A surface integral is an advanced mathematical tool used to calculate the accumulation of quantities over a curved surface. It extends the idea of a line integral, which is applied to curves, to two-dimensional surfaces in three-dimensional space.

When dealing with vector fields, the surface integral computes the sum of a particular component of the field across a surface, like the amount of fluid flowing through a surface patch in space. It's represented as \( \iint_{S} \mathbf{V} \cdot \mathbf{n} \, dS \), where \( \mathbf{V} \) is a vector field and \( \mathbf{n} \) is the unit normal vector to the surface \( S \).

• The dot product within this integral represents the component of the field passing through the surface.
• By taking these sums over all surface patches \( dS \), we learn about the total flow or circulation through that surface.
• This is a common calculation in physics, especially in fields dealing with fluxes through membranes or shells.

Surface integrals thus provide significant insight into field dynamics and are pivotal in using Stokes' Theorem.

Line Integral

Line integrals are used to compute the total 'effect' of a vector field along a given path or curve.
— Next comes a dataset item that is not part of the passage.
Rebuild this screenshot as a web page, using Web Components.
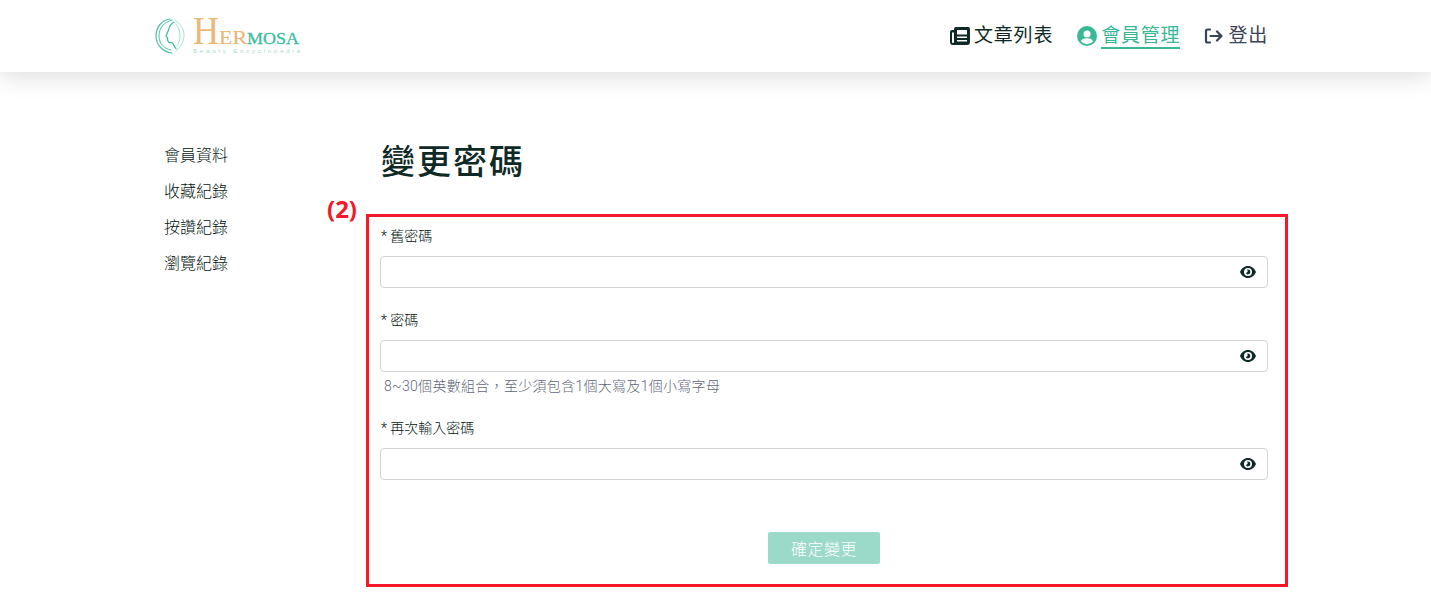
<!DOCTYPE html>
<html lang="zh-Hant">
<head>
<meta charset="utf-8">
<title>變更密碼</title>
<style>
html, body { margin: 0; padding: 0; background: #fff; }
body { font-family: Roboto, "Noto Sans CJK TC", sans-serif; color: #0f2a26; }
</style>
</head>
<body>
<site-header>
    <nav-link icon="book">文章列表</nav-link>
    <nav-link icon="user" active>會員管理</nav-link>
    <nav-link icon="logout" muted>登出</nav-link>
</site-header>
<page-body>
    <side-menu slot="side">
        <a>會員資料</a>
        <a>收藏紀錄</a>
        <a>按讚紀錄</a>
        <a>瀏覽紀錄</a>
    </side-menu>
    <password-form>
        <password-field label="舊密碼"></password-field>
        <password-field label="密碼" hint="8~30個英數組合，至少須包含1個大寫及1個小寫字母"></password-field>
        <password-field label="再次輸入密碼"></password-field>
    </password-form>
</page-body>
<script>
class SiteHeader extends HTMLElement{
    constructor(){
        super();
        this.attachShadow({mode : "open"});
    }
    connectedCallback(){
        this.shadowRoot.innerHTML = `
        <style>
            :host {
                display: flex;
                justify-content: space-between;
                align-items: center;
                box-sizing: border-box;
                height: 72px;
                padding: 0 163px 0 155px;
                background: #fff;
                box-shadow: 0 4px 24px rgba(0,0,0,.14);
            }
            nav { display: flex; align-items: center; gap: 24px; }
            .logo { display: block; margin-top: -8px; }
            text { font-family: "Liberation Serif", serif; }
        </style>
        <svg class="logo" width="146" height="50" viewBox="0 -10 146 50">
            <g fill="none" stroke-linecap="round">
                <path stroke="#4cc3a6" stroke-width="1.200" d="M15 2C7 3 1 10 1 19c0 9 7 16 16 17"/>
                <path stroke="#4cc3a6" stroke-width="1" d="M17 3C9 5 4 11 4 19c0 7 5 13 12 14"/>
                <path stroke="#3dbd9d" stroke-width="1.300" d="M19 5c-3 2-5 5-5.500 8-.3 2-2.500 5-2.500 6 0 1 1.500 1 1.500 2 0 2 0 4 2 4.500 1.500.3 3 .2 3.500 1 .8 1.500 1 3 3 5"/>
                <path stroke="#a5e2d2" stroke-width="1" d="M20 3c5 3 9 9 9 15 0 6-3 12-8 16"/>
                <path stroke="#a5e2d2" stroke-width="1" d="M21 7c3 4 4 8 4 12 0 4-1 7-3 10"/>
            </g>
            <text x="38" y="27" font-size="39" fill="#eab878" textLength="26" lengthAdjust="spacingAndGlyphs">H</text>
            <text x="64" y="27" font-size="18" fill="#eab878" stroke="#eab878" stroke-width=".2" textLength="28" lengthAdjust="spacingAndGlyphs">ER</text>
            <text x="92" y="27" font-size="17" fill="#3dbd9d" stroke="#3dbd9d" stroke-width=".3" textLength="52" lengthAdjust="spacingAndGlyphs">MOSA</text>
            <text x="38" y="36" font-size="6" fill="#a8dccb" textLength="107" style="font-family:'Liberation Sans',sans-serif">Beauty Encyclopedia</text>
        </svg>
        <nav><slot></slot></nav>
        `;
    }
}

const NAV_ICONS = {
    book: `<svg width="20" height="20" viewBox="0 0 20 20"><path fill="#0f2a26" fill-rule="evenodd" d="M6 1h12a2 2 0 0 1 2 2v13a3 3 0 0 1-3 3H3a3 3 0 0 1-3-3V6a2 2 0 0 1 2-2h2V3a2 2 0 0 1 2-2zM2 6.500V16a1 1 0 0 0 2 0V6.500zM7 4v4.500h10V4zm0 6.500v1.500h10v-1.500zm0 3.500v1.500h10V14z"/></svg>`,
    user: `<svg width="20" height="20" viewBox="0 0 20 20"><circle cx="10" cy="10" r="10" fill="#3ab795"/><circle cx="10" cy="8" r="3.500" fill="#fff"/><path fill="#fff" d="M3.800 15.200C5 12.800 7 12.200 10 12.200s5 .6 6.200 3a8 8 0 0 1-12.400 0z"/></svg>`,
    logout: `<svg width="20" height="20" viewBox="0 0 20 20" fill="none" stroke="#3a4358" stroke-width="2.200" stroke-linecap="round" stroke-linejoin="round"><path d="M6 3.500H3.500A1.500 1.500 0 0 0 2 5v10a1.500 1.500 0 0 0 1.500 1.500H6"/><path d="M6.500 10H17.500M13 5.500l4.500 4.500L13 14.500"/></svg>`
};

class NavLink extends HTMLElement{
    constructor(){
        super();
        this.attachShadow({mode : "open"});
    }
    connectedCallback(){
        this.shadowRoot.innerHTML = `
        <style>
            :host {
                display: flex;
                align-items: center;
                gap: 4px;
                font-size: 19px;
                font-weight: 400;
                letter-spacing: .8px;
                color: #0f2a26;
            }
            :host([active]) { color: #3ab795; }
            :host([muted]) { color: #3a4358; }
            span { display: block; height: 24px; line-height: 26px; border-bottom: 2px solid transparent; }
            :host([active]) span { border-bottom-color: #3ab795; }
            svg { display: block; }
        </style>
        ${NAV_ICONS[this.getAttribute("icon")]}
        <span><slot></slot></span>
        `;
    }
}

class PageBody extends HTMLElement{
    constructor(){
        super();
        this.attachShadow({mode : "open"});
    }
    connectedCallback(){
        this.shadowRoot.innerHTML = `
        <style>
            :host {
                display: flex;
                padding: 65px 143px 0 164px;
            }
            .side { width: 202px; flex: none; }
            .main { flex: 1; min-width: 0; }
            h1 {
                margin: 1px 0 28px 15px;
                font-size: 34px;
                line-height: 48px;
                font-weight: 500;
                letter-spacing: 2px;
                color: #0f2a26;
            }
        </style>
        <div class="side"><slot name="side"></slot></div>
        <div class="main">
            <h1>變更密碼</h1>
            <slot></slot>
        </div>
        `;
    }
}

class SideMenu extends HTMLElement{
    constructor(){
        super();
        this.attachShadow({mode : "open"});
    }
    connectedCallback(){
        this.shadowRoot.innerHTML = `
        <style>
            :host {
                display: flex;
                flex-direction: column;
                gap: 12px;
                font-size: 16px;
                font-weight: 300;
                line-height: 24px;
                color: #04140f;
                padding-top: 7px;
            }
            ::slotted(a) { display: block; }
        </style>
        <slot></slot>
        `;
    }
}

class PasswordForm extends HTMLElement{
    constructor(){
        super();
        this.attachShadow({mode : "open"});
    }
    connectedCallback(){
        this.shadowRoot.innerHTML = `
        <style>
            :host {
                display: block;
                position: relative;
                box-sizing: border-box;
                height: 373px;
                border: 3px solid #f5182b;
                padding: 9px 17px 0 11px;
            }
            .mark {
                position: absolute;
                left: -42px;
                top: -22px;
                font: 700 24px/28px "Open Sans", sans-serif;
                color: #f5182b;
            }
            .fields { display: flex; flex-direction: column; gap: 22px; }
            .actions { display: flex; justify-content: center; margin-top: 52px; }
            button {
                width: 112px;
                height: 32px;
                padding: 0;
                border: 0;
                border-radius: 2px;
                background: #9bd9c8;
                color: #fff;
                font: inherit;
                font-size: 16px;
                font-weight: 300;
                letter-spacing: .5px;
            }
        </style>
        <span class="mark">(2)</span>
        <div class="fields"><slot></slot></div>
        <div class="actions"><button type="button">確定變更</button></div>
        `;
    }
}

class PasswordField extends HTMLElement{
    constructor(){
        super();
        this.attachShadow({mode : "open"});
    }
    connectedCallback(){
        const hint = this.getAttribute("hint");
        this.shadowRoot.innerHTML = `
        <style>
            :host { display: block; }
            label {
                display: block;
                font-size: 14px;
                font-weight: 300;
                line-height: 20px;
                padding: 0 0 10px 1px;
                color: #04140f;
            }
            .box {
                display: flex;
                align-items: center;
                justify-content: flex-end;
                box-sizing: border-box;
                height: 32px;
                padding-right: 11px;
                border: 1px solid #d3d3d3;
                border-radius: 4px;
            }
            input { flex: 1; min-width: 0; border: 0; outline: 0; background: none; padding: 0 8px; }
            svg { display: block; flex: none; }
            p {
                margin: 0;
                padding: 4px 0 0 4px;
                font-size: 14px;
                font-weight: 300;
                line-height: 20px;
                letter-spacing: .3px;
                color: #62667a;
            }
        </style>
        <label>* ${this.getAttribute("label")}</label>
        <div class="box">
            <input type="password">
            <svg width="16" height="12" viewBox="0 0 16 12">
                <path fill="#0f2a26" fill-rule="evenodd" d="M8 0c3.600 0 6.600 2.400 8 6-1.400 3.600-4.400 6-8 6S1.400 9.600 0 6c1.400-3.600 4.400-6 8-6zm0 2a4 4 0 1 0 0 8 4 4 0 0 0 0-8zm0 1.600a2.400 2.400 0 1 1-2.300 3.100c.9.300 2-.5 2-1.500 0-.6-.2-1.200-.6-1.500.3 0 .6-.1.900-.1z"/>
            </svg>
        </div>
        ${hint ? `<p>${hint}</p>` : ""}
        `;
    }
}

customElements.define("site-header", SiteHeader);
customElements.define("nav-link", NavLink);
customElements.define("page-body", PageBody);
customElements.define("side-menu", SideMenu);
customElements.define("password-form", PasswordForm);
customElements.define("password-field", PasswordField);
</script>
</body>
</html>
Think of walking through a vector field with various strengths and directions, accumulating its effects as you go along. This is akin to calculating work done by a force field on an object moving through it.
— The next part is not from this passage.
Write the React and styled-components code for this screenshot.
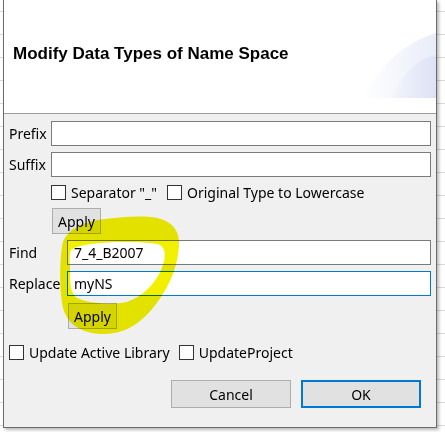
import React from "react"
import styled, { createGlobalStyle } from "styled-components"

const GlobalStyle = createGlobalStyle`
  html, body {
    margin: 0;
    padding: 0;
  }
  body {
    width: 445px;
    height: 432px;
    overflow: hidden;
    background-color: #ffffff;
    background-image: repeating-linear-gradient(
      to bottom,
      transparent 0,
      transparent 11px,
      #d9d9d9 11px,
      #d9d9d9 12px,
      transparent 12px,
      transparent 23px
    );
    font-family: "Noto Sans", "Open Sans", sans-serif;
    color: #000;
  }
`

const Dialog = styled.div`
  position: relative;
  margin-left: 3px;
  width: 432px;
  height: 427px;
  border: 1px solid #6b6b6b;
  border-top: none;
  background: #f0f0f0;
  box-shadow: 2px 2px 3px rgba(0, 0, 0, 0.28);
  display: flex;
  flex-direction: column;
`

const Header = styled.div`
  position: relative;
  box-sizing: border-box;
  flex: none;
  height: 114px;
  background: #ffffff;
  border-bottom: 1px solid #9c9c9c;
  padding: 44px 0 0 9px;
  overflow: hidden;
`

const Title = styled.h1`
  margin: 0;
  font-family: "Liberation Sans", Arial, sans-serif;
  font-weight: bold;
  font-size: 17px;
  line-height: 20px;
  color: #000;
`

const Banner = styled.svg`
  position: absolute;
  right: 0;
  top: 30px;
`

const Body = styled.div`
  flex: 1;
  padding: 7px 5px 0 5px;
  display: flex;
  flex-direction: column;
  font-size: 14px;
`

const FieldRow = styled.div`
  display: grid;
  grid-template-columns: ${p => p.$label}px 1fr;
  align-items: center;
  height: 25px;
  margin-top: ${p => p.$gap || 0}px;
`

const Label = styled.label`
  line-height: 25px;
  white-space: nowrap;
`

const Input = styled.input`
  box-sizing: border-box;
  width: 100%;
  height: 25px;
  margin: 0;
  padding: 0 6px;
  border: 1px solid ${p => (p.$focused ? "#0078d7" : "#7a7a7a")};
  background: #fff;
  font-family: inherit;
  font-size: 14px;
  color: #000;
  outline: none;
`

const CheckRow = styled.div`
  display: flex;
  align-items: center;
  height: 15px;
  margin-top: ${p => p.$gap}px;
  padding-left: ${p => p.$indent}px;
`

const Check = styled.label`
  display: flex;
  align-items: center;
  gap: 5px;
  margin-right: ${p => p.$after || 0}px;
  white-space: nowrap;
  line-height: 15px;
`

const Box = styled.span`
  box-sizing: border-box;
  width: 15px;
  height: 15px;
  border: 1px solid #333;
  background: #fff;
  flex: none;
`

const ApplyButton = styled.button`
  box-sizing: border-box;
  align-self: flex-start;
  width: 49px;
  height: 26px;
  margin: ${p => p.$gap}px 0 0 ${p => p.$indent}px;
  padding: 0;
  border: 1px solid #adadad;
  background: #e1e1e1;
  font-family: inherit;
  font-size: 14px;
  color: #000;
`

const ButtonBar = styled.div`
  display: flex;
  justify-content: flex-end;
  gap: 10px;
  margin-top: 20px;
  padding-right: 10px;
`

const DialogButton = styled.button`
  box-sizing: border-box;
  width: 120px;
  height: 28px;
  margin: 0;
  padding: 0;
  border: ${p => (p.$primary ? "2px solid #0078d7" : "1px solid #adadad")};
  background: #e1e1e1;
  font-family: inherit;
  font-size: 14px;
  color: #000;
`

const Marker = styled.svg`
  position: absolute;
  left: 0;
  top: 0;
  pointer-events: none;
  mix-blend-mode: multiply;
`

export default function App() {
  return (
    <>
      <GlobalStyle />
      <Dialog>
        <Header>
          <Title>Modify Data Types of Name Space</Title>
          <Banner width="82" height="68" viewBox="0 0 82 68">
            <defs>
              <linearGradient id="bannerOuter" x1="0" y1="0" x2="1" y2="0">
                <stop offset="0" stopColor="#ffffff" />
                <stop offset="1" stopColor="#e9edf9" />
              </linearGradient>
              <linearGradient id="bannerInner" x1="0" y1="0" x2="1" y2="0">
                <stop offset="0" stopColor="#f3f5fc" />
                <stop offset="1" stopColor="#dce2f5" />
              </linearGradient>
            </defs>
            <path d="M8 68 C 24 38, 50 12, 82 3 L 82 68 Z" fill="url(#bannerOuter)" />
            <path d="M38 68 C 48 44, 62 29, 82 25 L 82 68 Z" fill="url(#bannerInner)" />
          </Banner>
        </Header>

        <Body>
          <FieldRow $label={42}>
            <Label>Prefix</Label>
            <Input defaultValue="" />
          </FieldRow>
          <FieldRow $label={42} $gap={6}>
            <Label>Suffix</Label>
            <Input defaultValue="" />
          </FieldRow>
          <CheckRow $gap={8} $indent={42}>
            <Check $after={10}>
              <Box />
              Separator "_"
            </Check>
            <Check>
              <Box />
              Original Type to Lowercase
            </Check>
          </CheckRow>
          <ApplyButton $gap={8} $indent={43}>Apply</ApplyButton>

          <FieldRow $label={58} $gap={6}>
            <Label>Find</Label>
            <Input defaultValue="7_4_B2007" />
          </FieldRow>
          <FieldRow $label={58} $gap={6}>
            <Label>Replace</Label>
            <Input $focused defaultValue="myNS" />
          </FieldRow>
          <ApplyButton $gap={7} $indent={59}>Apply</ApplyButton>

          <CheckRow $gap={16} $indent={0}>
            <Check $after={9}>
              <Box />
              Update Active Library
            </Check>
            <Check>
              <Box />
              UpdateProject
            </Check>
          </CheckRow>

          <ButtonBar>
            <DialogButton>Cancel</DialogButton>
            <DialogButton $primary>OK</DialogButton>
          </ButtonBar>
        </Body>

        {/* highlighter loop around the find / replace fields */}
        <Marker width="432" height="427" viewBox="4 0 432 427">
          <path
            fillRule="evenodd"
            fill="#f2ef00"
            d="M150 217 C 167 218, 179 227, 179 242 C 179 264, 170 286, 156 304
               C 144 320, 128 334, 104 334 C 84 334, 68 326, 63 308
               C 59 290, 60 262, 62 246 C 65 230, 82 222, 105 219 C 122 217, 136 216, 150 217 Z
               M71 250 C 80 242, 130 240, 158 244 C 166 247, 167 257, 161 270
               C 155 284, 143 296, 127 302 C 112 305, 90 304, 77 298
               C 71 294, 70 286, 70 272 C 70 262, 69 254, 71 250 Z"
          />
        </Marker>
      </Dialog>
    </>
  )
}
Mathematically, a line integral is expressed as \( \oint_{\partial S} \mathbf{F} \cdot d\mathbf{r} \), where \( \mathbf{F} \) is the vector field, and \( \partial S \) is the path or curve.

• The integral evaluates the dot product between the vector field and an infinitesimal displacement along the curve.
• This gives the effect along each little segment of the path, summing up to the total influence or work done over the pathway.
• Line integrals are crucial in physics and engineering, particularly in electricity, magnetism, and mechanics.

This concept is directly linked with Stokes' Theorem, which relates line integrals to surface integrals, simplifying the evaluations by transforming the problem to an equivalent one over a surface.